カプコン、コロナ下で社員に事実上の出社強要か…ゲーム業界、労働環境改善されない特殊事情

https://t.co/44WePbJu1s

経営側がコンテンツの作り手たる社員らをどう扱っているのかがよくわかる内容です。人権のなんたるかを理解していないとしか思えません。

 

過去の記事でも書きました通り、自分自身もあまりというかとてもいい環境で働けていたとは言い難いです。

危険なのは、これが常態化しており、内からも外からも「こういう業界はそんなものだよね」と思われてしまい、改善の兆しが見られないところです。

今回問題にしたいのは、そういった実態を知りながらも果たしてコンテンツを楽しめるものなのか? という点です。

 

搾取を無視してコンテンツを評価する欺瞞

繰り返しますが、前提として、コンテンツを制作している末端の社員はなんらかの形で搾取されていることが殆どです。それを知らない人が殆どいないであろうことも先に述べた通りです。そんな環境の中で作られたコンテンツをただ「面白い」「楽しい」と消費する現状、作り手と受け手との間に健全な関係が築かれていると言えるのでしょうか?

コンテンツを評価するのは消費者の自由ですし、むしろ盛んに行われるべきことではありますが、人権侵害を知りながらそれを見ないふりしてただ楽しむために消費するのは欺瞞と言えるのではないでしょうか?

 

問題を抱えた企業を野放しにしつつ作品の倫理的な正しさを褒める矛盾

ニュースになったカプコンのように、問題を抱えた企業はとても多いです。しかしながら、それを内部から変えることはとても難しいのです。根本的に変えるためには外部からの圧力が必要になります。しかし、それがなされることはとても稀です。

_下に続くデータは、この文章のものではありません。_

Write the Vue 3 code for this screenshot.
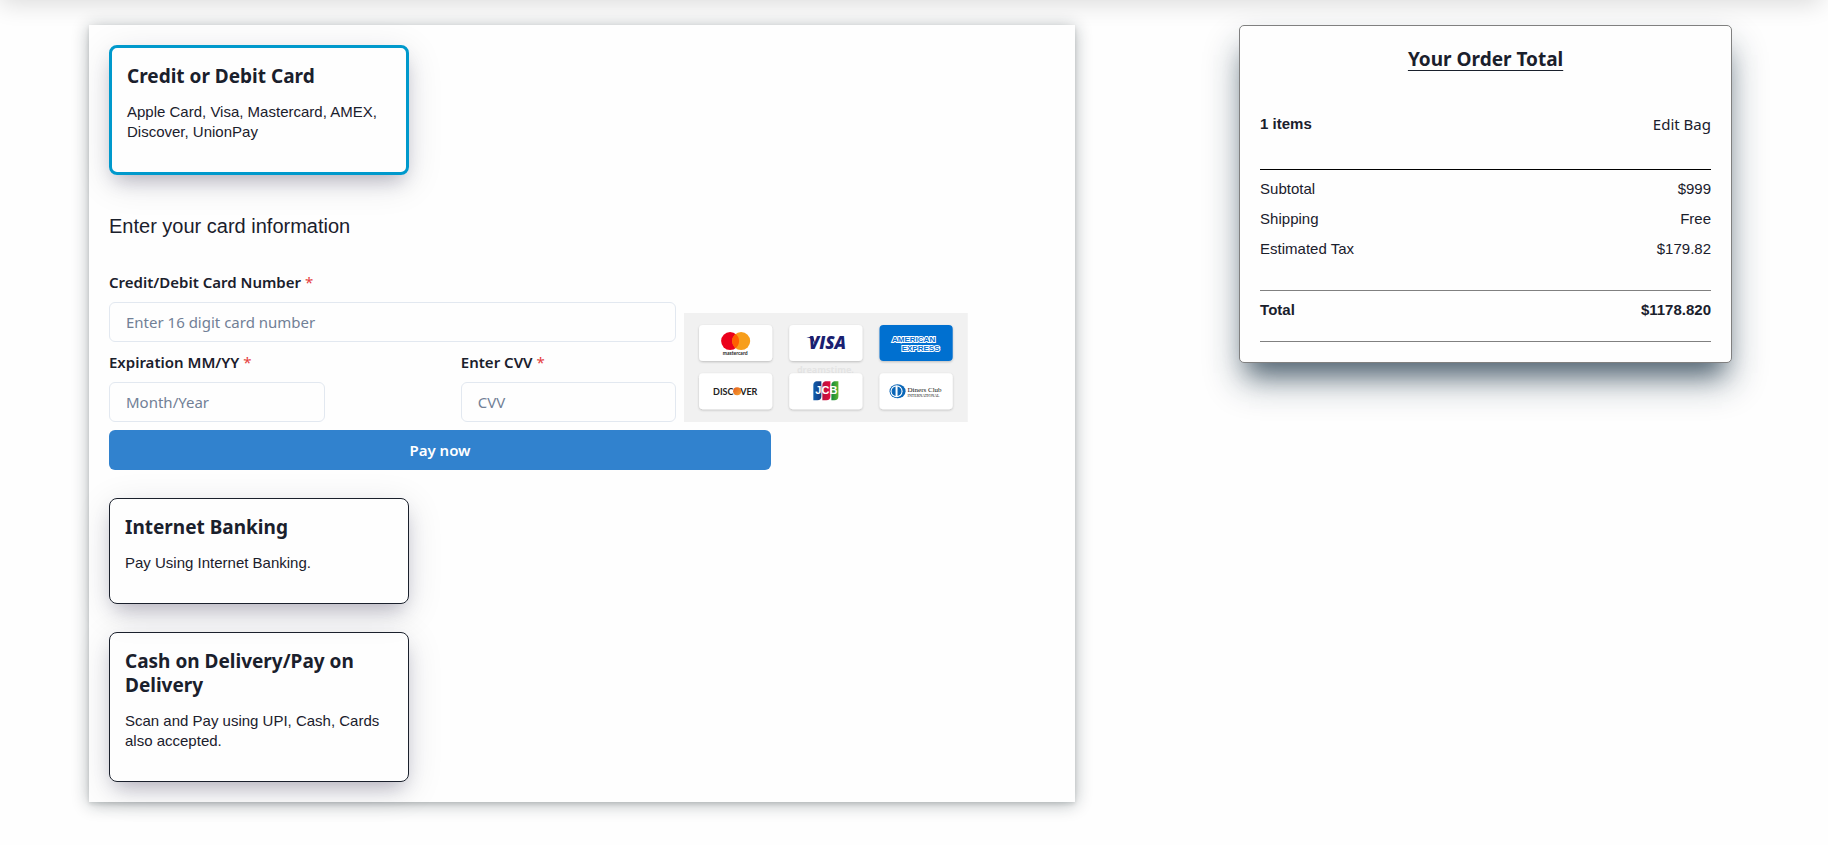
<script setup>
const summary = [
  { label: 'Subtotal', value: '$999' },
  { label: 'Shipping', value: 'Free' },
  { label: 'Estimated Tax', value: '$179.82' },
]
</script>

<template>
  <div class="page">
    <div class="topbar"></div>
    <main class="checkout">
      <section class="payment">
        <article class="method selected">
          <h2>Credit or Debit Card</h2>
          <p>Apple Card, Visa, Mastercard, AMEX, Discover, UnionPay</p>
        </article>

        <form class="card-form" @submit.prevent>
          <p class="lead">Enter your card information</p>
          <div class="entry">
            <div class="fields">
              <div class="field">
                <label for="number">Credit/Debit Card Number <span class="req">*</span></label>
                <input id="number" type="text" placeholder="Enter 16 digit card number" />
              </div>
              <div class="pair">
                <div class="field">
                  <label for="expiry">Expiration MM/YY <span class="req">*</span></label>
                  <input id="expiry" type="text" placeholder="Month/Year" />
                </div>
                <div class="field">
                  <label for="cvv">Enter CVV <span class="req">*</span></label>
                  <input id="cvv" type="text" placeholder="CVV" />
                </div>
              </div>
            </div>
            <svg class="brands" viewBox="0 0 283 109" role="img" aria-label="Accepted cards">
              <defs>
                <filter id="soft" x="-10%" y="-10%" width="120%" height="130%">
                  <feDropShadow dx="0" dy="1" stdDeviation="1" flood-color="#000" flood-opacity="0.22" />
                </filter>
                <linearGradient id="orange" x1="0" y1="0" x2="1" y2="1">
                  <stop offset="0" stop-color="#e25a1c" />
                  <stop offset="1" stop-color="#f9a533" />
                </linearGradient>
                <linearGradient id="jblue"><stop offset="0" stop-color="#0f5fae" /><stop offset="1" stop-color="#143a80" /></linearGradient>
                <linearGradient id="jred"><stop offset="0" stop-color="#b5123e" /><stop offset="1" stop-color="#e30b3c" /></linearGradient>
                <linearGradient id="jgreen"><stop offset="0" stop-color="#12873a" /><stop offset="1" stop-color="#5cb531" /></linearGradient>
              </defs>
              <rect width="283" height="109" fill="#f1f1f1" />
              <text class="mark" x="141" y="60" text-anchor="middle">dreamstime.</text>
              <g filter="url(#soft)" fill="#fff">
                <rect x="15" y="12" width="73" height="36" rx="4" />
                <rect x="105" y="12" width="73" height="36" rx="4" />
                <rect x="195" y="12" width="73" height="36" rx="4" fill="#016fd0" />
                <rect x="15" y="60" width="73" height="36" rx="4" />
                <rect x="105" y="60" width="73" height="36" rx="4" />
                <rect x="195" y="60" width="73" height="36" rx="4" />
              </g>
              <circle cx="46" cy="28" r="9" fill="#eb001b" />
              <circle cx="57" cy="28" r="9" fill="#f79e1b" />
              <path d="M51.500 20.900a9 9 0 0 1 0 14.200a9 9 0 0 1 0-14.200z" fill="#ff5f00" />
              <text class="mc" x="51" y="42" text-anchor="middle">mastercard</text>
              <text class="visa" x="143" y="36" text-anchor="middle">VISA</text>
              <path d="M122 24h7l2 7c-2-3-4-6-9-7z" fill="#1a1f71" />
              <text class="amex" x="229" y="29" text-anchor="middle">AMERICAN</text>
              <text class="amex" x="236" y="38" text-anchor="middle">EXPRESS</text>
              <text class="disc" x="29" y="82">DISC</text>
              <text class="disc" x="56" y="82">VER</text>
              <circle cx="53" cy="78" r="4" fill="url(#orange)" />
              <path d="M132 68h5v15a4 4 0 0 1-4 4h-4V72a4 4 0 0 1 3-4z" fill="url(#jblue)" />
              <path d="M141 68h5v15a4 4 0 0 1-4 4h-4V72a4 4 0 0 1 3-4z" fill="url(#jred)" />
              <path d="M150 68h4v15a4 4 0 0 1-4 4h-3V72a4 4 0 0 1 3-4z" fill="url(#jgreen)" />
              <text class="jcb" x="142" y="81" text-anchor="middle">JCB</text>
              <ellipse cx="213" cy="78" rx="8" ry="7" fill="#0a66b7" />
              <circle cx="212" cy="78" r="6" fill="#fff" />
              <path d="M210.500 74a4.200 4.200 0 0 0 0 8zM213.500 74a4.200 4.200 0 0 1 0 8z" fill="#0a66b7" stroke="#0a66b7" />
              <text class="diners" x="223" y="79">Diners Club</text>
              <text class="intl" x="223" y="84">INTERNATIONAL</text>
            </svg>
          </div>
          <button class="pay" type="submit">Pay now</button>
        </form>

        <article class="method">
          <h2>Internet Banking</h2>
          <p>Pay Using Internet Banking.</p>
        </article>
        <article class="method">
          <h2>Cash on Delivery/Pay on Delivery</h2>
          <p>Scan and Pay using UPI, Cash, Cards also accepted.</p>
        </article>
      </section>

      <aside class="order">
        <h2>Your Order Total</h2>
        <div class="bag">
          <strong>1 items</strong>
          <a href="#">Edit Bag</a>
        </div>
        <dl class="lines">
          <div v-for="row in summary" :key="row.label">
            <dt>{{ row.label }}</dt>
            <dd>{{ row.value }}</dd>
          </div>
        </dl>
        <dl class="total">
          <div>
            <dt>Total</dt>
            <dd>$1178.820</dd>
          </div>
        </dl>
      </aside>
    </main>
  </div>
</template>

<style>
body {
  background: #fefefe;
}
</style>

<style scoped>
* {
  box-sizing: border-box;
}
.page {
  position: relative;
  padding: 25px 96px 43px 89px;
  color: #1a202c;
  font-family: 'Noto Sans', 'Open Sans', sans-serif;
  font-size: 15px;
  line-height: 24px;
}
.topbar {
  position: absolute;
  top: -60px;
  left: 0;
  right: 7px;
  height: 60px;
  box-shadow: 0 4px 24px rgba(0, 0, 0, 0.14);
}
.checkout {
  position: relative;
  display: flex;
  justify-content: space-between;
  align-items: flex-start;
}
h2 {
  margin: 0;
  font-size: 19px;
  line-height: 24px;
  font-weight: 700;
}
.payment {
  width: 60%;
  padding: 20px;
  display: flex;
  flex-direction: column;
  gap: 28px;
  background: #fefefe;
  box-shadow: rgba(14, 30, 37, 0.12) 0 2px 4px, rgba(14, 30, 37, 0.32) 0 2px 16px;
}
.method {
  width: 300px;
  padding: 16px 15px 30px;
  border: 1px solid #1a202c;
  border-radius: 8px;
  box-shadow: rgba(17, 12, 46, 0.26) 0 10px 20px -6px, rgba(17, 12, 46, 0.12) 0 8px 36px;
}
.method.selected {
  border: 3px solid #0099cc;
}
.method p {
  margin: 14px 0 0;
  font-family: 'Liberation Sans', Arial, sans-serif;
  font-size: 15px;
  line-height: 20px;
}
.card-form {
  display: flex;
  flex-direction: column;
  gap: 8px;
}
.lead {
  margin: 8px 0 21px;
  font-family: 'Liberation Sans', Arial, sans-serif;
  font-size: 20px;
  line-height: 30px;
}
.entry {
  display: flex;
  align-items: flex-end;
  gap: 8px;
}
.fields {
  width: 60%;
  display: flex;
  flex-direction: column;
  gap: 8px;
}
.pair {
  display: flex;
  justify-content: space-between;
}
.pair .field {
  width: 38%;
}
.field {
  display: flex;
  flex-direction: column;
  gap: 8px;
}
label {
  font-weight: 600;
}
.req {
  color: #e53e3e;
  font-weight: 400;
}
input {
  width: 100%;
  height: 40px;
  padding: 0 16px;
  border: 1px solid #e2e8f0;
  border-radius: 6px;
  background: transparent;
  color: inherit;
  font: inherit;
}
input::placeholder {
  color: #718096;
}
.brands {
  width: 30%;
  display: block;
}
.mark {
  font: 700 9px 'Noto Sans', sans-serif;
  fill: #e4e4e4;
}
.mc {
  font: 700 5px 'Lato', sans-serif;
  fill: #222;
}
.visa {
  font: italic 800 17px 'Open Sans', sans-serif;
  fill: #1a1f71;
}
.amex {
  font: 700 8px 'Liberation Sans', sans-serif;
  fill: #016fd0;
  stroke: #fff;
  stroke-width: 2px;
  paint-order: stroke;
}
.disc {
  font: 700 9px 'Lato', sans-serif;
  fill: #222;
}
.jcb {
  font: 700 11px 'Liberation Sans', sans-serif;
  fill: #fff;
}
.diners {
  font: 7px 'Liberation Serif', serif;
  fill: #111;
}
.intl {
  font: 4px 'Liberation Serif', serif;
  fill: #111;
}
.pay {
  width: 70%;
  height: 40px;
  border: 0;
  border-radius: 6px;
  background: #3182ce;
  color: #fff;
  font: inherit;
  font-weight: 600;
}
.order {
  width: 30%;
  padding: 20px;
  border: 1px solid #808080;
  border-radius: 5px;
  background: #fefefe;
  box-shadow: rgba(17, 42, 62, 0.6) 0 20px 24px -10px, rgba(17, 42, 62, 0.32) 0 20px 36px;
  font-family: 'Liberation Sans', Arial, sans-serif;
}
.order h2 {
  text-align: center;
  text-decoration: underline;
  text-decoration-thickness: 1px;
  text-underline-offset: 4px;
  font-family: 'Noto Sans', 'Open Sans', sans-serif;
  line-height: 26px;
}
.bag {
  display: flex;
  justify-content: space-between;
  padding: 40px 0 33px;
  border-bottom: 1px solid #000;
}
.bag a {
  color: inherit;
  text-decoration: none;
  font-family: 'Noto Sans', 'Open Sans', sans-serif;
}
dl {
  margin: 0;
  border-bottom: 1px solid #808080;
}
dl div {
  display: flex;
  justify-content: space-between;
}
dd {
  margin: 0;
}
.lines {
  padding: 4px 0 26px;
  line-height: 30px;
}
.total {
  padding: 4px 0 16px;
  font-weight: 700;
  line-height: 30px;
}
</style>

それどころか、問題を抱えた企業が販売しているコンテンツを「倫理的に正しい」と賞賛することさえもあります。もちろん、作品と企業は別で、その評価が間違っているわけではありません。それでも、それは視野を広げて見れば矛盾と言えるでしょう。倫理的に正しくない場所から生まれたものが真に倫理的に正しいはずがあるわけがないのですから。そしてその矛盾を知りながら、本当に心から作品を楽しむことはできるのでしょうか?

 

以上、コンテンツの消費にまつわる欺瞞と矛盾について書いてきました。
勘違いしてほしくないのですが、だからと言ってコンテンツを消費するな、と言っているわけではありません。ただ、自分が好きなコンテンツが何かを犠牲にしていないか、一度立ち止まって考えて欲しいのです。
そして何か問題が見えたなら、できればそれを企業に伝えることを諦めないで欲しいと思います。